Cannon recommends a quorum never be set at more than 50 percent when creating an association. The worst mistake is requiring a 100 percent agreement. The threshold makes it impossible to ever make changes.
“Let’s say someone paints their house purple and you don’t want it to happen again,” Totty said. One homeowner objects, and it blocks the vote.
Or, if the dues aren’t enough to cover the cost of direly needed road repairs, one homeowner can object and dues can’t be increased.
“It majorly compounds the issue,” Totty said.
Don’t leave us like this
Despite the problems homeowners associations face, it’s far better than not having one at all. Today, state law requires developers to establish a homeowners association for subdivisions of 20 lots or more before the first lot is sold, but the law has only been in place since 1999. Some older subdivisions have no homeowners association.
“Apparently little thought was given to how things would work when the developer was no longer intimately involved,” said Cannon.
Homeowners are left with no mechanism to collect fees for road repairs, let alone manage common areas or regulate house colors.
“A lot of developers, not in bad faith but not knowing any better, just walk away and everyone is left there looking at each other,” said Kirsten.
Kirsten recalled one large subdivision without a homeowners association that reached a crisis when their roads started crumbling. Some of the homeowners launched a campaign to raise repair money. But the honor system didn’t work. They turned to the county for help, but the county couldn’t force the homeowners to pay for the needed road work either.
So they turned to the state for help, where a bill was passed allowing counties to create “road tax districts,” levying compulsory fees in private communities that lacked a homeowners association, Kirsten said.
Today’s law requiring homeowners associations only applies to subdivisions with 20 lots or more, leaving small subdivisions vulnerable to major problems down the road. That’s why Jackson County is considering a local law with a lower threshold — developments of only eight lots or more would require a homeowners association. And those with less than eight lots would require a binding road maintenance contract among homeowners to provide a mechanism for the collection of road repair fees.
Says who
Another issue that associations face is how much power the board holds — what they can decide on their own and when they should hold a vote of homeowners.

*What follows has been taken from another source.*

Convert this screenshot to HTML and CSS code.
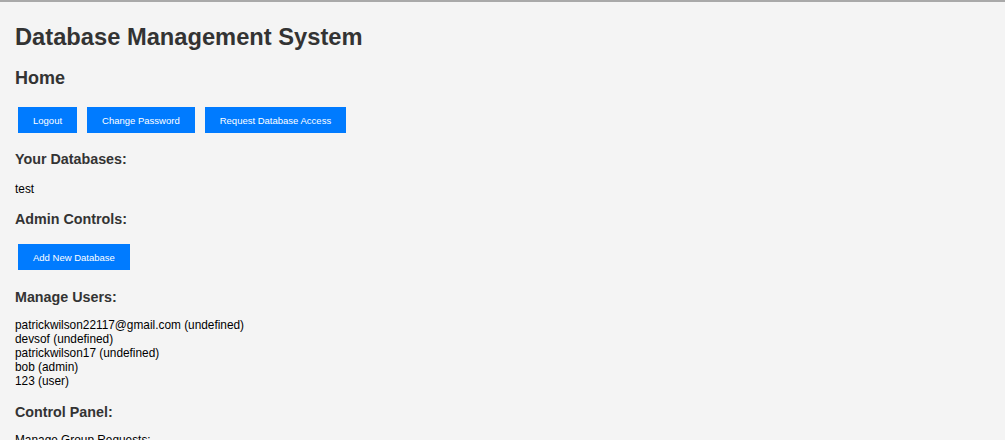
FILE: index.html
```html
<!DOCTYPE html>
<html lang="en">
<head>
<meta charset="utf-8">
<title>Database Management System</title>
<link rel="stylesheet" href="styles.css">
</head>
<body>
  <h1 class="title">Database Management System</h1>
  <h2 class="page-title">Home</h2>
  <div class="btn-row btn-row-top">
    <button class="btn">Logout</button>
    <button class="btn">Change Password</button>
    <button class="btn">Request Database Access</button>
  </div>
  <h3 class="section-title">Your Databases:</h3>
  <p class="db-list">test</p>
  <h3 class="section-title">Admin Controls:</h3>
  <div class="btn-row btn-row-admin">
    <button class="btn">Add New Database</button>
  </div>
  <h3 class="section-title">Manage Users:</h3>
  <div class="user-list">
    <div class="user">patrickwilson22117@gmail.com (undefined)</div>
    <div class="user">devsof (undefined)</div>
    <div class="user">patrickwilson17 (undefined)</div>
    <div class="user">bob (admin)</div>
    <div class="user">123 (user)</div>
  </div>
  <h3 class="section-title">Control Panel:</h3>
  <div class="panel-text">Manage Group Requests:</div>
</body>
</html>
```
FILE: styles.css
```css
html, body {
  background: #f4f4f4;
}
body {
  margin: 0;
  border-top: 2px solid #a9a9a9;
  padding: 5.5px 15px 20px;
  font-family: "Liberation Sans", Arial, sans-serif;
  font-size: 11.85px;
  line-height: 13.9px;
  color: #000;
}
.title {
  font-size: 23.7px;
  line-height: normal;
  font-weight: bold;
  color: #333;
  margin: 16px 0 17px;
}
.page-title {
  font-size: 18px;
  line-height: normal;
  font-weight: bold;
  color: #333;
  margin: 0 0 15px;
}
.section-title {
  font-size: 14.3px;
  line-height: normal;
  font-weight: bold;
  color: #333;
  margin: 14px 0;
}
.btn-row {
  display: flex;
  gap: 4px;
  margin: 0;
}
.btn-row-admin {
  margin: -1px 0 15px;
}
.btn {
  margin: 3.75px 3px;
  padding: 7.5px 15px;
  border: none;
  border-radius: 0;
  background: #007bff;
  color: #fff;
  font-family: "Liberation Sans", Arial, sans-serif;
  font-size: 9.5px;
  line-height: normal;
  cursor: pointer;
}
.db-list {
  margin: 16px 0 14.5px;
}
.user-list {
  margin: 14.5px 0 15px;
}
.panel-text {
  margin: 14px 0;
}
```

At Sunset Cove in Haywood County, the board can’t spend more than $1,000 without putting it to a vote of the homeowners, said Albrecht, one of 25 homeowners there. Others give the board unilateral control over all financial decisions.
Homeowner boards have all sorts of little decisions to make: the gazebo needs a new roof or a dead tree over the road has to be cut. Other decisions are more major — such as whether two neighboring homeowners association should merge. Cannon said philosophies differ on what the board should do unilaterally.

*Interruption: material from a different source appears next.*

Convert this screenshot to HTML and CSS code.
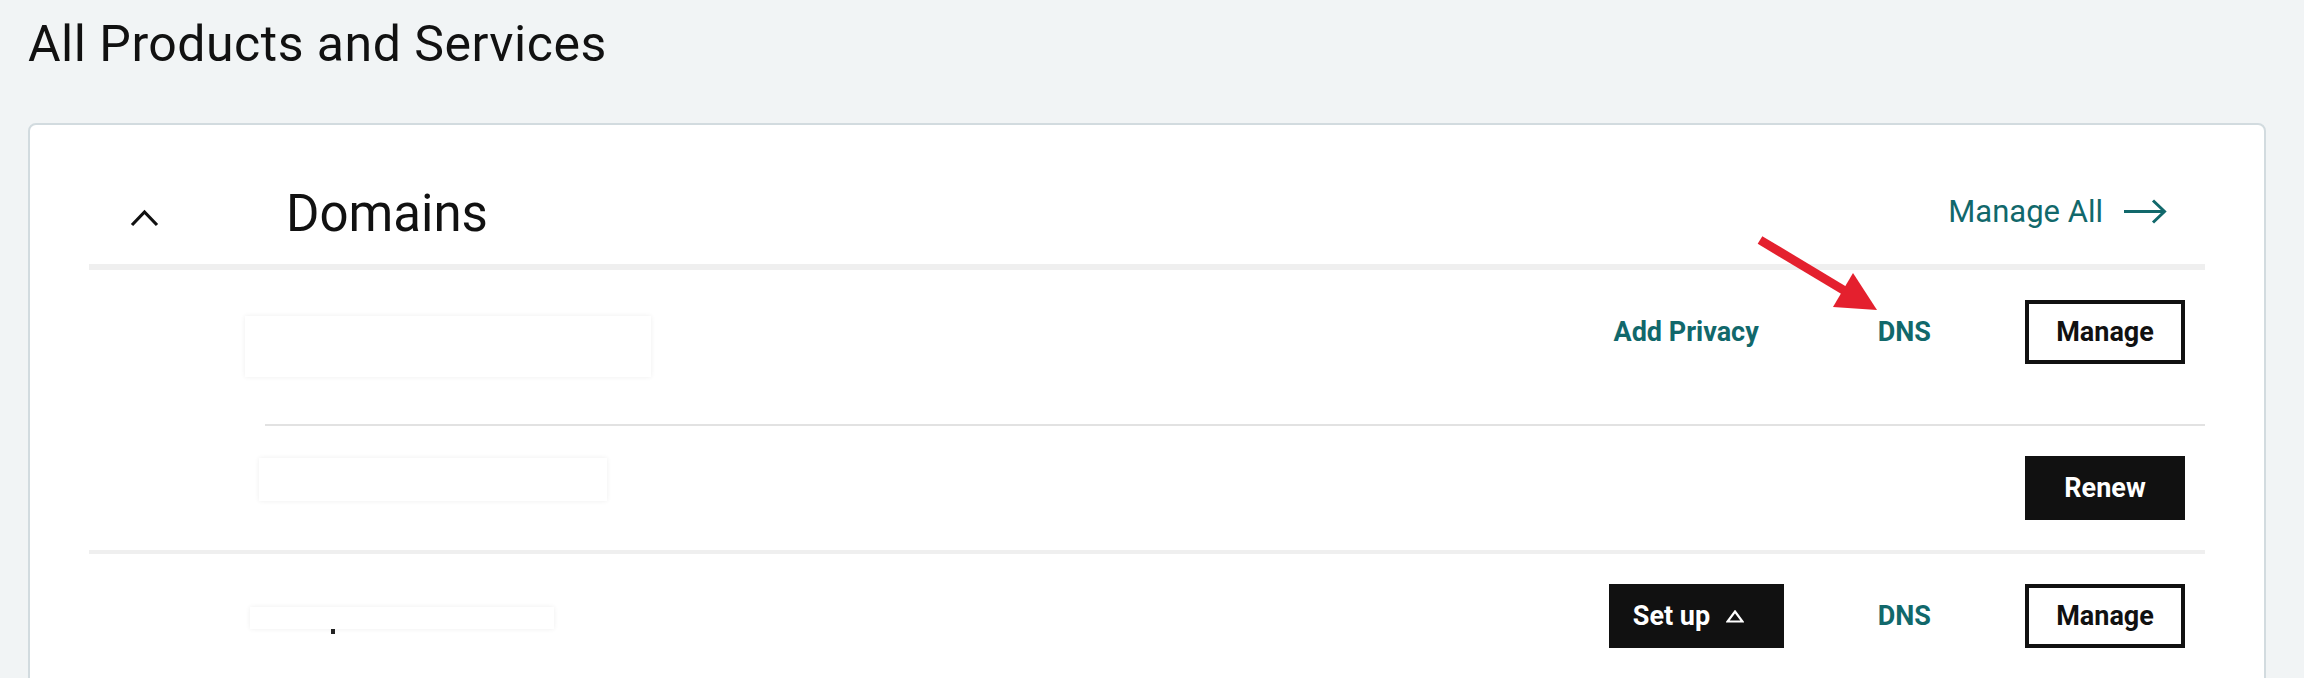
FILE: index.html
```html
<!DOCTYPE html>
<html lang="en">
<head>
    <meta charset="UTF-8">
    <meta name="viewport" content="width=device-width, initial-scale=1.0">
    <title>All Products and Services</title>
    <link rel="stylesheet" href="styles.css">
</head>
<body>
    <div class="page">
        <h1 class="page-title">All Products and Services</h1>

        <section class="card">
            <header class="card-head">
                <span class="toggle">
                    <svg width="29" height="18" viewBox="0 0 29 18">
                        <polyline points="2,16 14.5,3 27,16" fill="none" stroke="#111" stroke-width="3.2"/>
                    </svg>
                </span>
                <h2 class="card-title">Domains</h2>
                <a class="manage-all" href="#">
                    Manage All
                    <svg width="43" height="25" viewBox="0 0 43 25">
                        <line x1="0" y1="12.5" x2="40" y2="12.5" stroke="#11686b" stroke-width="3"/>
                        <polyline points="29,1.5 40.5,12.5 29,23.5" fill="none" stroke="#11686b" stroke-width="3"/>
                    </svg>
                </a>
            </header>

            <div class="domain">
                <div class="domain-row row-main">
                    <div class="domain-name"><span class="mask mask-lg"></span></div>
                    <div class="actions">
                        <a class="link link-privacy" href="#">Add Privacy</a>
                        <a class="link" href="#">DNS</a>
                        <button class="btn btn-outline">Manage</button>
                    </div>
                </div>
                <div class="sub-divider"></div>
                <div class="domain-row row-sub">
                    <div class="domain-name"><span class="mask mask-md"></span></div>
                    <div class="actions">
                        <button class="btn btn-solid">Renew</button>
                    </div>
                </div>
            </div>

            <div class="domain">
                <div class="domain-row row-last">
                    <div class="domain-name">
                        <span class="mask mask-sm"></span>
                        <span class="peek"></span>
                    </div>
                    <div class="actions">
                        <button class="btn btn-solid btn-setup">
                            Set up
                            <svg width="18" height="13" viewBox="0 0 18 13">
                                <polygon points="9,1.5 16.5,11.5 1.5,11.5" fill="none" stroke="#fff" stroke-width="2.2"/>
                            </svg>
                        </button>
                        <a class="link" href="#">DNS</a>
                        <button class="btn btn-outline">Manage</button>
                    </div>
                </div>
            </div>
        </section>
    </div>

    <!-- red callout pointing at DNS -->
    <svg class="callout" width="140" height="90" viewBox="0 0 140 90">
        <line x1="10" y1="10" x2="95" y2="61" stroke="#e4202e" stroke-width="9"/>
        <polygon points="83,77 103,43 127,80" fill="#e4202e"/>
    </svg>
</body>
</html>
```

FILE: styles.css
```css
body {
    margin: 0;
    background-color: #f1f4f5;
    color: #111;
    font-family: Roboto, "Liberation Sans", sans-serif;
    height: 678px;
    overflow: hidden;
}
.page {
    padding: 0 38px 0 28px;
}
.page-title {
    margin: 0 0 49px;
    padding-top: 14px;
    font-size: 50px;
    line-height: 60px;
    font-weight: 400;
    letter-spacing: 0.5px;
}
.card {
    background-color: #fff;
    border: 2px solid #d2dbdf;
    border-radius: 8px;
    padding: 0 59px;
    min-height: 700px;
}
.card-head {
    display: flex;
    align-items: center;
    padding: 59px 0 20px;
    border-bottom: 6px solid #efefef;
}
.toggle {
    width: 197px;
    padding-left: 41px;
    box-sizing: border-box;
}
.toggle svg {
    display: block;
    margin-top: 8px;
}
.card-title {
    margin: 0;
    font-size: 51px;
    line-height: 60px;
    font-weight: 400;
}
.manage-all {
    margin-left: auto;
    margin-right: 38px;
    margin-bottom: 6px;
    display: flex;
    align-items: center;
    gap: 21px;
    font-size: 31px;
    color: #11686b;
    text-decoration: none;
}
.manage-all svg {
    display: block;
}
.domain {
    border-bottom: 4px solid #efefef;
}
.domain-row {
    display: flex;
    align-items: flex-start;
    box-sizing: border-box;
    padding: 30px 20px 0 0;
}
.row-main {
    height: 154px;
    padding-left: 156px;
}
.row-sub {
    height: 124px;
    padding-left: 170px;
}
.row-last {
    height: 160px;
    padding-left: 161px;
}
.sub-divider {
    margin-left: 176px;
    height: 2px;
    background-color: #e2e2e2;
}
.domain-name {
    flex: 1;
}
.mask {
    display: block;
    background-color: #fff;
    box-shadow: 0 0 5px rgba(0, 0, 0, 0.07);
}
.mask-lg {
    width: 406px;
    height: 61px;
    margin-top: 16px;
}
.mask-md {
    width: 348px;
    height: 43px;
    margin-top: 2px;
}
.mask-sm {
    width: 304px;
    height: 22px;
    margin-top: 23px;
}
.peek {
    display: block;
    width: 4px;
    height: 5px;
    margin-left: 81px;
    background-color: #222;
}
.actions {
    display: flex;
    align-items: center;
    gap: 94px;
}
.link {
    font-size: 27px;
    font-weight: 700;
    color: #11686b;
    text-decoration: none;
}
.link-privacy {
    margin-right: 25px;
}
.btn {
    width: 160px;
    height: 64px;
    box-sizing: border-box;
    display: flex;
    align-items: center;
    justify-content: center;
    padding: 0;
    font-family: inherit;
    font-size: 27px;
    font-weight: 700;
    cursor: pointer;
}
.btn-outline {
    background-color: #fff;
    color: #111;
    border: 4px solid #111;
}
.btn-solid {
    background-color: #111;
    color: #fff;
    border: none;
}
.btn-setup {
    width: 175px;
    justify-content: flex-start;
    padding-left: 24px;
    gap: 16px;
}
.btn-setup svg {
    display: block;
}
.callout {
    position: absolute;
    left: 1750px;
    top: 230px;
}
```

“I tend to say most major decisions should be made by the membership,” Cannon said. “It’s a balancing act. You don’t want a board that can’t take care of business when things arise.”
For example, the homeowners board in Shadow Woods recently voted to increase fees by $25 a year to maintain roadside ditches. Each home or lot owners is supposed to maintain their own ditch, but that wasn’t happening. It was just a matter of time until backed up ditches started eroding pavement along the road shoulder. So the board decided to add ditch maintenance to the road fees — a vote they felt wasn’t necessary to take to the homeowners, especially since they can never get a quorum.

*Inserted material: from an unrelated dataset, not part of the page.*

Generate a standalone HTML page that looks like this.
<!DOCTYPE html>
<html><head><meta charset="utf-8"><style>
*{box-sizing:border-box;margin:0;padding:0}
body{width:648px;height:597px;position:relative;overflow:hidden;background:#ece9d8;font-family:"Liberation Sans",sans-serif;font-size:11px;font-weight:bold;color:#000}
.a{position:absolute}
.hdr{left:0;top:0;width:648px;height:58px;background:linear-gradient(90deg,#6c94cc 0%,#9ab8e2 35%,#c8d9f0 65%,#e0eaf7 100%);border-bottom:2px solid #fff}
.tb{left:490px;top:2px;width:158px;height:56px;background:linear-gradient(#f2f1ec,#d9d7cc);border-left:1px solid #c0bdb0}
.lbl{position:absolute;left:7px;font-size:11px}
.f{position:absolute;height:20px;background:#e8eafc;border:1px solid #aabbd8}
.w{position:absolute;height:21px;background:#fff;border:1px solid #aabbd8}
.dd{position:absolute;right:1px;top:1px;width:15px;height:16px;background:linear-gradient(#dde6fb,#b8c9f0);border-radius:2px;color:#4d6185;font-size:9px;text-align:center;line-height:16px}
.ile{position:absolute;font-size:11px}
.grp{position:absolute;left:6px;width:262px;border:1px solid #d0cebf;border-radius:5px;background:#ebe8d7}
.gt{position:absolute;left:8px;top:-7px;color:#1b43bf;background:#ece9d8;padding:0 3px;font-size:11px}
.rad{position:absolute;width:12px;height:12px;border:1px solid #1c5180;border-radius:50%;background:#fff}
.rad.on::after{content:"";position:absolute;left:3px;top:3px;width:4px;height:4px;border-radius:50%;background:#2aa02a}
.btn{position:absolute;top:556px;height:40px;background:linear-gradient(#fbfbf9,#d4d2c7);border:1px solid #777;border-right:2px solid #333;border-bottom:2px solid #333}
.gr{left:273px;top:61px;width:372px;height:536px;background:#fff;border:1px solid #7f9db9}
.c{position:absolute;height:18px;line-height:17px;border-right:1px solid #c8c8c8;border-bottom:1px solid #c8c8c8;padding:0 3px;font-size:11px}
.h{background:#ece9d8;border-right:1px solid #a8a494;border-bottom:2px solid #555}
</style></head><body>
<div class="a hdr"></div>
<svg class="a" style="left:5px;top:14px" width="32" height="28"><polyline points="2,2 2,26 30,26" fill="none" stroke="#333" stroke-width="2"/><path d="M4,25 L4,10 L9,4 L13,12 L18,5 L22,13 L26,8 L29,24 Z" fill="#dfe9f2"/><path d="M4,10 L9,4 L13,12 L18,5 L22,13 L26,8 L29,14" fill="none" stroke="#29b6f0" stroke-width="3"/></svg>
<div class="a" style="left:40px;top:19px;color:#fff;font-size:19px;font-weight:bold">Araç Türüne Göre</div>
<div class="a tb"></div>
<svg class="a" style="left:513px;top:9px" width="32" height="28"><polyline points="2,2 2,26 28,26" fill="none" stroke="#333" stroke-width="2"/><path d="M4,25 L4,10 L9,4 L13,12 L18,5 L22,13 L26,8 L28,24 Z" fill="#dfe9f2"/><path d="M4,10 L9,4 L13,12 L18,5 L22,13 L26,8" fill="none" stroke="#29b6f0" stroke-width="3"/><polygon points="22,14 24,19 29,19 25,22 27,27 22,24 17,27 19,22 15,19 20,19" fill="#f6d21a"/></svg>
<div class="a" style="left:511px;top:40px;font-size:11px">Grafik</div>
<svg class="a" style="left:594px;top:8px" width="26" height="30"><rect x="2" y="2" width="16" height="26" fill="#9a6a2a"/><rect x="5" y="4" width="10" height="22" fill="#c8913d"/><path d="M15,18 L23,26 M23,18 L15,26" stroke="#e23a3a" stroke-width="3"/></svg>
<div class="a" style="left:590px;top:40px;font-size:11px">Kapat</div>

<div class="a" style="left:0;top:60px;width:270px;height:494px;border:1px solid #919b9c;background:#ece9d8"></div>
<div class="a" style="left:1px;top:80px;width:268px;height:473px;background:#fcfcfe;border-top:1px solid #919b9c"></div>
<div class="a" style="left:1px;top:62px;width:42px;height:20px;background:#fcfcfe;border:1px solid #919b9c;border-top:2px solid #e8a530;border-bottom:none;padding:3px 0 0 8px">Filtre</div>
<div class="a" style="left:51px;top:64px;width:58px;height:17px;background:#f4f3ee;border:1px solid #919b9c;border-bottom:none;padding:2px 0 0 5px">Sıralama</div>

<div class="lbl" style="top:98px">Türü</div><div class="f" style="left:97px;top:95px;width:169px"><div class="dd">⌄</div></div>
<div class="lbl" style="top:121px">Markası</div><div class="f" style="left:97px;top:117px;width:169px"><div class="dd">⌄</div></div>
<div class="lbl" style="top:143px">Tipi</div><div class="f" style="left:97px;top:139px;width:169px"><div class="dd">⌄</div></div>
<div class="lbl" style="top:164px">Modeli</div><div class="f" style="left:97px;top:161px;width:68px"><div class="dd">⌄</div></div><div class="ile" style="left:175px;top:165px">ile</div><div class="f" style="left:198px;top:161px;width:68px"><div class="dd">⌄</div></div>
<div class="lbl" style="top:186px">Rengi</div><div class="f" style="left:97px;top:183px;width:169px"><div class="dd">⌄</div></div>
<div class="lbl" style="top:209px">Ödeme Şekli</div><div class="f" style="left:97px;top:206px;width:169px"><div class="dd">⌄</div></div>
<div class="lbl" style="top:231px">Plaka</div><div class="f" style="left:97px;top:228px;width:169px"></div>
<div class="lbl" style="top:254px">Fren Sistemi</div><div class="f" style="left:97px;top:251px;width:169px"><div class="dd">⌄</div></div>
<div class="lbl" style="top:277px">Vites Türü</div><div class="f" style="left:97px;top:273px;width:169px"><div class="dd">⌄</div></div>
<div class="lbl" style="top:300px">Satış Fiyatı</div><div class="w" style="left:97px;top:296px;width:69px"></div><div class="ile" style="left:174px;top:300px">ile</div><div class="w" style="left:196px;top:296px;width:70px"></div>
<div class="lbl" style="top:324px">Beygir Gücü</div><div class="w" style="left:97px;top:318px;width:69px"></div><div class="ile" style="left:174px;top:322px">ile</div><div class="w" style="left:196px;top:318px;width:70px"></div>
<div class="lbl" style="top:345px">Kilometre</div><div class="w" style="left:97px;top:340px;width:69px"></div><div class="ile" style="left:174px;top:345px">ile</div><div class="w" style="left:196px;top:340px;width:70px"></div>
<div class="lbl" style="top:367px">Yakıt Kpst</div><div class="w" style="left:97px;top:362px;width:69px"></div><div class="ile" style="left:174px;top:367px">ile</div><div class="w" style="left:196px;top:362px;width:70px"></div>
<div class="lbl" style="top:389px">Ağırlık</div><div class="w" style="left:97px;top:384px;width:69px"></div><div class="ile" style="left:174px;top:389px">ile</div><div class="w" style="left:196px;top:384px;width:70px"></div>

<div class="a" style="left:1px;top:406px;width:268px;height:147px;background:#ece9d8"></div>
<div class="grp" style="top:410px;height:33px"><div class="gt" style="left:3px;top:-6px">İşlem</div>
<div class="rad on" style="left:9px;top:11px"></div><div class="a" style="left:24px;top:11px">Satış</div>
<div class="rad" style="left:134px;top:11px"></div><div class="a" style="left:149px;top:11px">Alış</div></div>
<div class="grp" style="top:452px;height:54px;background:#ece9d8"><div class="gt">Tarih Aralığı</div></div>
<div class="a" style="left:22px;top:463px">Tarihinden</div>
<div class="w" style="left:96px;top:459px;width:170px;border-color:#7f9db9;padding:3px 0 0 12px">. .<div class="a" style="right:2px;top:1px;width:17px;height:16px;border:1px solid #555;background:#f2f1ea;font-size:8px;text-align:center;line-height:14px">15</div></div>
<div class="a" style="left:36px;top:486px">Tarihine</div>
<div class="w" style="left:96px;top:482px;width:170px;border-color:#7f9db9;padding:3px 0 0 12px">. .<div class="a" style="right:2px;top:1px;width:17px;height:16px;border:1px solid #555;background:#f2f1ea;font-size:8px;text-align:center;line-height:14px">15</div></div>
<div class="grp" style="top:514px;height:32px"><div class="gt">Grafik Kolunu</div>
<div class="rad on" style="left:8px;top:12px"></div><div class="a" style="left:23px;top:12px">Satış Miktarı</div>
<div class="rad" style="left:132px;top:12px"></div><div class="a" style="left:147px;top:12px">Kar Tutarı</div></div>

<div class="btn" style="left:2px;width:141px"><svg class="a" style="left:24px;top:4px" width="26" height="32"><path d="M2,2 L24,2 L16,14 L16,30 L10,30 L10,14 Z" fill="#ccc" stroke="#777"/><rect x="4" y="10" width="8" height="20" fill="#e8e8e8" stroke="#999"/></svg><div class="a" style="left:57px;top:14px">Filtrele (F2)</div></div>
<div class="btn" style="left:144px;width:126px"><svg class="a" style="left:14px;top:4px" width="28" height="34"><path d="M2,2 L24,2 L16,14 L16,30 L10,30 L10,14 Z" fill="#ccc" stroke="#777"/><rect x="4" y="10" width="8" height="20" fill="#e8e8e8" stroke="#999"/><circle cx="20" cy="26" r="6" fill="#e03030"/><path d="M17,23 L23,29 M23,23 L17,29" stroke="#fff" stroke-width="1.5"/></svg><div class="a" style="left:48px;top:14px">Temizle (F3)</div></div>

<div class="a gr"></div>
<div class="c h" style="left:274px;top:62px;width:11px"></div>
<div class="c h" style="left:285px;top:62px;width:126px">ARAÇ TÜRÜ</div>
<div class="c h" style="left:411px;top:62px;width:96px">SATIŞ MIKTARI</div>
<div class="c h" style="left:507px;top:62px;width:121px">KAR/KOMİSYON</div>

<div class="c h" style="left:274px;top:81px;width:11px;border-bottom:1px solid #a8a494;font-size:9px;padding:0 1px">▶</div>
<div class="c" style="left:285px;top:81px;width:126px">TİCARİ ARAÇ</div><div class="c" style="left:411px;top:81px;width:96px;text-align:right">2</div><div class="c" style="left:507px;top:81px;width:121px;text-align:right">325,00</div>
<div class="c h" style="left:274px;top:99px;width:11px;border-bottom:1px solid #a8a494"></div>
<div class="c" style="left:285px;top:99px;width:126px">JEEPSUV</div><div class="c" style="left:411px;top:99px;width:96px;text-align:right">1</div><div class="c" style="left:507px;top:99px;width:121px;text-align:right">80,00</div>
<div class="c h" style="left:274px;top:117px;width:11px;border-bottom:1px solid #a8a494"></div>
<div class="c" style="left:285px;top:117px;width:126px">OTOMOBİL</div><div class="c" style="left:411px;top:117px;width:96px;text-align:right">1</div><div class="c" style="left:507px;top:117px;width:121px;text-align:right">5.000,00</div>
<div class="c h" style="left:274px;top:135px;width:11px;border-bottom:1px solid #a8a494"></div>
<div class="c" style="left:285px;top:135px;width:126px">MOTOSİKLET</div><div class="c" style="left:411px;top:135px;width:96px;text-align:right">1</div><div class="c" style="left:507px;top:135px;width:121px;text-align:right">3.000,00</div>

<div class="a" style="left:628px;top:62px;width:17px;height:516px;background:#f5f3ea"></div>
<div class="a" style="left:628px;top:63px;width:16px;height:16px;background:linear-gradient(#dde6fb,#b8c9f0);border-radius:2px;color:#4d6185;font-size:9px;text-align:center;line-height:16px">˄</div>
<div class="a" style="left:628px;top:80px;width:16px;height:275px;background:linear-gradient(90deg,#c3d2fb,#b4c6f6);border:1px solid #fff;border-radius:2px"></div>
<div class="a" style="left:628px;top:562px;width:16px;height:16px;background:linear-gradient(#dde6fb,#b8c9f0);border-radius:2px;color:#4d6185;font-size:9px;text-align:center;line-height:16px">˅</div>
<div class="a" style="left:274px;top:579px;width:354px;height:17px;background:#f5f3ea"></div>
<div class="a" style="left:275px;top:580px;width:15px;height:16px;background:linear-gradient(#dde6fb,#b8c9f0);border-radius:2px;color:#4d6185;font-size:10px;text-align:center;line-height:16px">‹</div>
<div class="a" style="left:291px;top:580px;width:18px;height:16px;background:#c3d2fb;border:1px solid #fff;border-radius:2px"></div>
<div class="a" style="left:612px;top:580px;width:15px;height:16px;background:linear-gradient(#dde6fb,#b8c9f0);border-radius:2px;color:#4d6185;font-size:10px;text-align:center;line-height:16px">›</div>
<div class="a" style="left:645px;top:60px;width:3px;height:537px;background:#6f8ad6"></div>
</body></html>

Some associations don’t even have the power to charge late fees when a homeowner doesn’t pay their dues, an unfortunate oversight by the developer when setting up the association.
Others give the board great powers. In one subdivision, a homeowner constructing a barn hired contractors who tore up the roads. Thanks to liberal governing rules, the board could fine the individual homeowner for the necessary repairs, Totty said.
Although some homeowners boards might act like a dictatorship, the ability to impose mandatory fees and make decisions that affect people’s daily lives lends more to a democracy, which is why homeowners by law get to vote on their officers every year. State law even requires homeowners associations to publish the names and contact information for the board members.
“So much can be avoided if the board makes an effort to communicate with members,” Cannon said.
Sometimes homeowners get upset for the opposite reason — for a board that’s too passive and doesn’t take enough action. That was the case in Campbell Mountain Estates in Haywood County. Homeowners were upset with cracked pavement along the roads’ shoulders. They blamed the developer for not installing ditches along the road properly. The developer was still building the second half of the subdivision, but the existing board didn’t try to make him fix it.
One of the homeowners, Steve Solesbee, campaigned on the issue for association president last year and won. Once elected, Solesbee appealed to the financial backer of the subdivision who lived in Florida. Solesbee told him the remaining lots for sale wouldn’t bring as much due to the crumbling road shoulders.
“I had to convince him that he was not getting the best return on his money,” Solesbee said of his pitch. “Once I got him up here walking the ground he agreed there were things that needed to be done.”
Solesbee also got the homeowners board to be more active, such as hold monthly meetings.
“The neighborhood needed a jump start, a new spark,” said Solesbee.
Solesbee also made the developer pay his share of dues on unsold lots.
“I was able to negotiate a very fair payment for association fees from the developer,” Solesbee said.
The structure of homeowners associations seems as varied as the number of developments in the mountains.
“Each subdivision is different,” Totty said. So much so, she has to re-read the governing rules, restrictions and by-laws of each homeowners association before heading off to their meetings to remember which set of nuances she’s operating under that day.
Nonetheless, homeowners associations have strikingly similar problems that play out again and again across Western North Carolina’s private neighborhoods.
The work of a homeowners association to solve those problems — or in some cases compound them — often has a bigger impact on people’s daily lives than the laws and policies of the county or state where they live, Kirsten said.
“It has a great deal of effect on their lives, either good or bad,” said Kirsten.